Interestingly, the data lineage challenge is also apparent in big data projects where large organizations increasingly adopt Hadoop to store all kinds of detailed data (logs, receipts, feeds, etc.). Organizations also use Hadoop as the development infrastructure to transform and combine raw data into cleaner and more exploitable data from a business point of view. Data that comes out of possibly complex data pipelines can be loaded into traditional data and BI infrastructures. However, as already pointed out, it is becoming more difficult to understand, manage and govern large amounts of data created for big data projects. As one notable example, several industries are well aware that conforming to government regulations and internal data policies is an important part of the process. However, the lack of control on the data that constitutes the foundation level of their traditional data infrastructure complicates the task of auditing and conformance to data management regulations.

Data lineage is nothing new and SAP is already offering several products with data lineage and impact analysis features that help developers and designers, manage the creation and maintenance of data models and data transformations. There are however two new challenges in the emerging world of Agile EIM. Firstly, users expect to have a data-driven view of data lineage information that combines a map view of all datasets and their dependencies with interactive data visualization and manipulation capabilities. Users do not only want to see the metadata linkage between datasets but also want to see the data. Secondly, data lineage services go well beyond impact and lineage analysis. For instance, users want to answer questions like: “what is the data available on my BI platforms?”, “What are the data sources used for portfolio/business performance management applications?”, “how did you compute that margin for soda drink in Virginia was 1,070 in Q4 2015, and which data items were used?”. These services must be adapted to user persona, their respective jobs and the tools they use.

How?

EIM organization released a new product in 2015 called SAP HANA ESS (Enterprise Semantic Services) that enables business users to easily find, understand, customize and share information assets. ESS creates a knowledge graph natively stored in HANA, which describes the semantics of all datasets accessible to a business user within and outside the enterprise. The description of datasets is loaded into ESS through crawlers that automatically and periodically extract metadata from data source systems (connected to HANA through remote sources). In addition, data profiling techniques are used to extract meaningful searchable values and discover business types within crawled datasets. Leveraging ESS knowledge graph, the ESS team has successfully released in 2015 a semantic search service that enables users to ask natural language keyword-based search queries and retrieve the datasets they need. ESS dedicated semantic search ranking algorithms build upon HANA full text indexing technology.

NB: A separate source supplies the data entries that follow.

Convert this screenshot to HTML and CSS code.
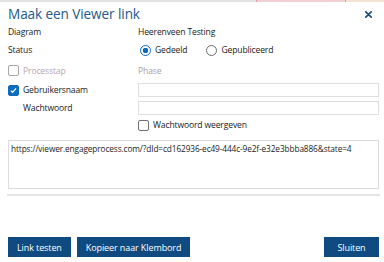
FILE: index.html
```html
<!DOCTYPE html>
<html>
<head>
<meta charset="utf-8">
<link rel="stylesheet" href="styles.css">
</head>
<body>
<div class="topstrip"><span class="seg grey"></span><span class="seg pink"></span><span class="seg peach"></span></div>
<div class="dialog">
  <header class="head">
    <h1 class="title">Maak een Viewer link</h1>
    <button class="close" aria-label="Sluiten"><svg width="7" height="7" viewBox="0 0 7 7"><path d="M0.8 0.8 L6.2 6.2 M6.2 0.8 L0.8 6.2" stroke="#1f4e79" stroke-width="1.7" stroke-linecap="round"/></svg></button>
  </header>
  <div class="form">
    <div class="label">Diagram</div>
    <div class="value">Heerenveen Testing</div>

    <div class="label">Status</div>
    <div class="value radios">
      <label class="opt"><input type="radio" name="st" class="radio" checked> Gedeeld</label>
      <label class="opt"><input type="radio" name="st" class="radio"> Gepubliceerd</label>
    </div>

    <label class="label opt muted"><input type="checkbox" class="check disabled" disabled> Processtap</label>
    <div class="value muted2">Phase</div>

    <label class="label opt"><input type="checkbox" class="check" checked> Gebruikersnaam</label>
    <div class="value"><input type="text" class="field"></div>

    <div class="label indent">Wachtwoord</div>
    <div class="value"><input type="password" class="field"></div>

    <div class="label"></div>
    <label class="value opt"><input type="checkbox" class="check"> Wachtwoord weergeven</label>
  </div>
  <div class="linkbox">https://viewer.engageprocess.com/?dId=cd162936-ec49-444c-9e2f-e32e3bbba886&amp;state=4</div>
  <div class="sep"></div>
  <footer class="actions">
    <button class="btn">Link testen</button>
    <button class="btn">Kopieer naar Klembord</button>
    <span class="spacer"></span>
    <button class="btn">Sluiten</button>
  </footer>
</div>
</body>
</html>
```
FILE: styles.css
```css
* { box-sizing: border-box; }
body {
  margin: 0;
  background: #fff;
  font-family: "Open Sans", "Noto Sans", sans-serif;
  font-size: 8.6px;
  letter-spacing: -0.15px;
  color: #222;
  width: 384px;
  height: 262px;
  overflow: hidden;
}
.topstrip { display: flex; height: 2px; }
.seg { display: block; height: 2px; }
.seg.grey { width: 256px; background: #e2e2e2; }
.seg.pink { width: 90px; background: #f0d0d3; border-left: 1px solid #e39aa0; border-right: 1px solid #e39aa0; }
.seg.peach { flex: 1; background: #f3e3d2; }

.dialog { padding: 0 5px 0 8px; }
.head {
  display: flex;
  align-items: center;
  justify-content: space-between;
  height: 24px;
}
.title {
  margin: 0;
  font-size: 13.6px;
  font-weight: 400;
  letter-spacing: -0.1px;
  color: #245a8c;
  line-height: 24px;
}
.close {
  border: 0;
  background: none;
  padding: 0;
  margin-right: 7px;
  width: 7px;
  height: 7px;
  display: flex;
}
.form {
  display: grid;
  grid-template-columns: 130px 1fr;
  grid-template-rows: 12px 16px 17px 14px 14px 12px;
  row-gap: 4px;
  align-items: center;
}
.label, .value { display: flex; align-items: center; height: 100%; white-space: nowrap; }
.indent { padding-left: 15px; }
.muted { color: #b9a4ae; }
.muted2 { color: #aa9ea7; }
.radios { gap: 17px; }
.opt { display: flex; align-items: center; gap: 4px; }
.radio {
  appearance: none;
  margin: 0 0 0 2px;
  width: 11px; height: 11px;
  border: 1px solid #6d6d6d;
  border-radius: 50%;
  background: #fff;
}
.radio:checked {
  border-color: #0f6cbd;
  background: radial-gradient(circle, #0f6cbd 0 2.6px, #fff 3px);
}
.check {
  appearance: none;
  margin: 0;
  width: 11px; height: 11px;
  border: 1px solid #707070;
  border-radius: 2px;
  background: #fff;
}
.check.disabled { border-color: #a7a7a7; }
.check:checked {
  border-color: #0f6cbd;
  background: #0f6cbd url("data:image/svg+xml,%3Csvg xmlns='http://www.w3.org/2000/svg' viewBox='0 0 11 11'%3E%3Cpath d='M2.3 5.6 L4.4 7.7 L8.6 3' fill='none' stroke='white' stroke-width='1.5'/%3E%3C/svg%3E") center/100% no-repeat;
}
.field {
  width: 100%;
  height: 14px;
  border: 1px solid #dedede;
  margin: 0;
  padding: 0 3px;
  background: #fff;
}
.linkbox {
  margin-top: 9px;
  height: 49px;
  border: 1px solid #dcdcdc;
  padding: 2px 2px;
  font-size: 8.3px;
  letter-spacing: -0.12px;
  line-height: 12px;
  white-space: nowrap;
  overflow: hidden;
}
.sep {
  margin: 5px 0 0 -1px;
  width: 373px;
  height: 2px;
  background: #e5e5e5;
}
.actions {
  margin-top: 41px;
  display: flex;
  gap: 6px;
}
.spacer { flex: 1; }
.btn {
  height: 20px;
  min-width: 55px;
  border: 0;
  background: #0f4a80;
  color: #fff;
  font-family: inherit;
  font-size: 9px;
  letter-spacing: -0.1px;
  padding: 0 9px;
}
```
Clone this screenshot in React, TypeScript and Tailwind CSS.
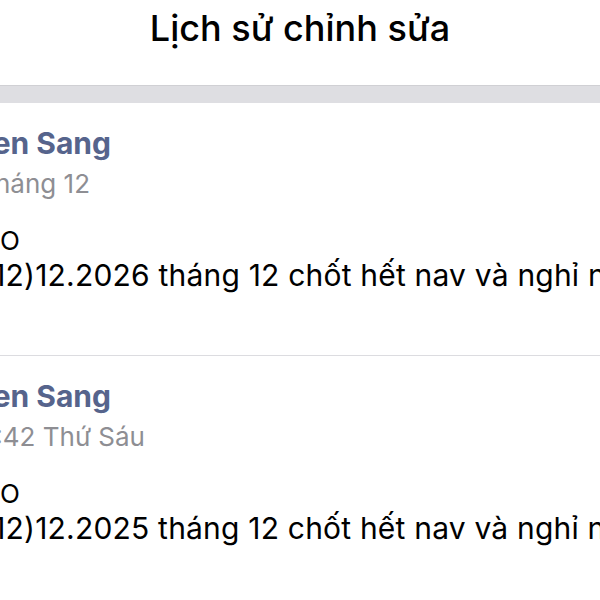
import React from "react";

const Entry = ({ date, dateEnd, content }: { date: string; dateEnd: string; content: string }) => (
  <div className="border-b border-[#dcdce0] h-[253px] pt-[18px]">
    <div className="flex justify-end w-[111px] whitespace-nowrap">
      <span className="text-[30px] leading-[44px] font-bold text-[#56648c]">Nguyen Sang</span>
    </div>
    <div className={`mt-[2px] flex justify-end whitespace-nowrap ${dateEnd}`}>
      <span className="text-[26px] leading-[34px] text-[#8e8e93]">{date}</span>
    </div>
    <div className="mt-[25px] flex flex-col whitespace-nowrap -ml-[18px] text-black">
      <span className="ml-[18px] text-[26px] leading-[30px]">O</span>
      <span className="text-[30px] leading-[38px] tracking-[0.2px]">{content}</span>
    </div>
  </div>
);

export default function App() {
  return (
    <div
      className="w-[600px] h-[600px] overflow-hidden bg-white"
      style={{ fontFamily: "Inter, 'Noto Sans', sans-serif" }}
    >
      <div className="h-[85px] flex justify-center pt-[6px]">
        <span className="text-[36px] leading-[44px] font-medium text-black">Lịch sử chỉnh sửa</span>
      </div>
      <div className="h-[18px] bg-[#dedee2] border-t border-[#d0d0d4]" />
      <Entry
        date="15:42 Thứ Sáu, tháng 12"
        dateEnd="w-[90px]"
        content="(12)12.2026 tháng 12 chốt hết nav và nghỉ noel"
      />
      <Entry
        date="15:42 Thứ Sáu"
        dateEnd="w-[145px]"
        content="(12)12.2025 tháng 12 chốt hết nav và nghỉ noel"
      />
    </div>
  );
}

SAP BW and SAP Agile Data Preparation currently use ESS search service. Moving further, the team recently proposed a rich data lineage service that addresses the new challenges of customers moving towards Agile EIM. The approach consists of optimizing the storage of data lineage information in HANA and exploit the capabilities of HANA Graph Engine to speed up the execution of graph traversal queries required by the new data lineage service exposed by HANA. Data lineage information is obtained through ESS metadata crawlers for non-HANA objects, and HANA activation plug-in extensions for HANA objects. The data lineage service is designed to offer the support of new types of data lineage queries such as “cartography queries” and “data checking” queries, which are highly demanded by all customers we encountered in order to facilitate data governance and make sense of data. Early prototyping and validation of the proposed data lineage service with targeted customers is still in its early stage.

Why is it critical for SAP to take this challenge?

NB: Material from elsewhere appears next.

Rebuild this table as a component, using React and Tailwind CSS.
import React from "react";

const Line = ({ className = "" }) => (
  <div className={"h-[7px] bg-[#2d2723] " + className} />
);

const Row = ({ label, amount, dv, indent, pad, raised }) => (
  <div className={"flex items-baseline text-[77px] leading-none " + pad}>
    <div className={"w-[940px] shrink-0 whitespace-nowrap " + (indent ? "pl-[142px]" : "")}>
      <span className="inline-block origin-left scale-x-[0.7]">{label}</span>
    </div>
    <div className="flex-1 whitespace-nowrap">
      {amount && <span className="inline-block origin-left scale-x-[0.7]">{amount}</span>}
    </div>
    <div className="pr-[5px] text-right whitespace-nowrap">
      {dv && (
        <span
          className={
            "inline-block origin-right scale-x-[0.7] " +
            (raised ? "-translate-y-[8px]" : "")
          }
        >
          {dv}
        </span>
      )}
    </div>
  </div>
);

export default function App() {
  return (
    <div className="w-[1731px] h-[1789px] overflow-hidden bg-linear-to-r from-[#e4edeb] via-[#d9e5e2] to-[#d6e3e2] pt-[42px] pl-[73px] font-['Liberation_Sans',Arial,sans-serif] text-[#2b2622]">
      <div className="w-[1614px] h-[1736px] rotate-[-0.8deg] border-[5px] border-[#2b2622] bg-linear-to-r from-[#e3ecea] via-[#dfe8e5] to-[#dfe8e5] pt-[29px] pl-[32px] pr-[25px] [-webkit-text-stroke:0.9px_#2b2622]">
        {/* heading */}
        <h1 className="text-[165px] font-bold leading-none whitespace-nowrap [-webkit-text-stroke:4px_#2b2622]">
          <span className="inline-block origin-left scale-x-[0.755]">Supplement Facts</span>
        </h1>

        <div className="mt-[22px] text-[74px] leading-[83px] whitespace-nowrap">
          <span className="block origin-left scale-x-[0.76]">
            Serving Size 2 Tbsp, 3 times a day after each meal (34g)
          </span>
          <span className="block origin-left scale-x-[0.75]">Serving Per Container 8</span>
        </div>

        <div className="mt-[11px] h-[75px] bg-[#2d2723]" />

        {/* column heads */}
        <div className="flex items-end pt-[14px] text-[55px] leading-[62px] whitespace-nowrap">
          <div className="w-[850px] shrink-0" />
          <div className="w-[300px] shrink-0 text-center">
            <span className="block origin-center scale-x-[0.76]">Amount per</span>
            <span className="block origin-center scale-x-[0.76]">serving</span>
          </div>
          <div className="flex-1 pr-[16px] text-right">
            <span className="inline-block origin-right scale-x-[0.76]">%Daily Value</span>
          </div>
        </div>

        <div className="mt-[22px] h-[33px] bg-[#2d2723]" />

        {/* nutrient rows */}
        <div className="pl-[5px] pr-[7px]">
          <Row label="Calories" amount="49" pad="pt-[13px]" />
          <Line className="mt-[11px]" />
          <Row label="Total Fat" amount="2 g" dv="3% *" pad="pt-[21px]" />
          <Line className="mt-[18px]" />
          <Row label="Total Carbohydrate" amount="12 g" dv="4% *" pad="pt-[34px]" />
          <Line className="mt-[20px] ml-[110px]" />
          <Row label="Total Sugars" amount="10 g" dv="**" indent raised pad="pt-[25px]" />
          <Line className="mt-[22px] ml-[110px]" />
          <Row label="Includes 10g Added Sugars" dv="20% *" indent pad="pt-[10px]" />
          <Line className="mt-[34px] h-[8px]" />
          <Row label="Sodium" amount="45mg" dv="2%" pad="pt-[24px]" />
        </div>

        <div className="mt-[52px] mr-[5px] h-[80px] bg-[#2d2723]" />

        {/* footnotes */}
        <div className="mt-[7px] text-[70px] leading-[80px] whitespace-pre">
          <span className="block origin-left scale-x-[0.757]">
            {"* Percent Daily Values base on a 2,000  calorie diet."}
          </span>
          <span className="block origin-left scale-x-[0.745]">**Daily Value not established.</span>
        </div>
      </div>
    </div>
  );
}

In the last four months, several customers (see above) have approached us with a need for a modern data-driven data lineage service. Their requirements are very similar which is thereby making it possible for SAP to have an ROI on the development of a data lineage service in HANA. These customers expect a vision and roadmap from SAP and they have requested to have the first milestone within 12 months’ time (approximately the timeframe of HANA SP14) about their data lineage challenges. Their need for a solution is generally critical.

Given our current EIM portfolio and our strategic investment in the last two years on SAP Agile Data Preparation and SAP HANA ESS, SAP has a unique opportunity to address the data lineage challenges of our customers and deliver an unmatched solution within HANA. This could positively affect other SAP products such as Cloud for Analytics.

Finally, the data lineage approach fits in perfectly with our EIM big data process whereby flows of data transformations between different data source systems are designed and their execution can be distributed over multiple runtime systems like HANA, Spark for AWS, DCS, etc. Therefore, a data lineage service would enable SAP to have an impact on big data projects carried over by our customers and it would give SAP a distinctive competitive advantage over competitors in the field like Cloudera, Oracle, and Informatica.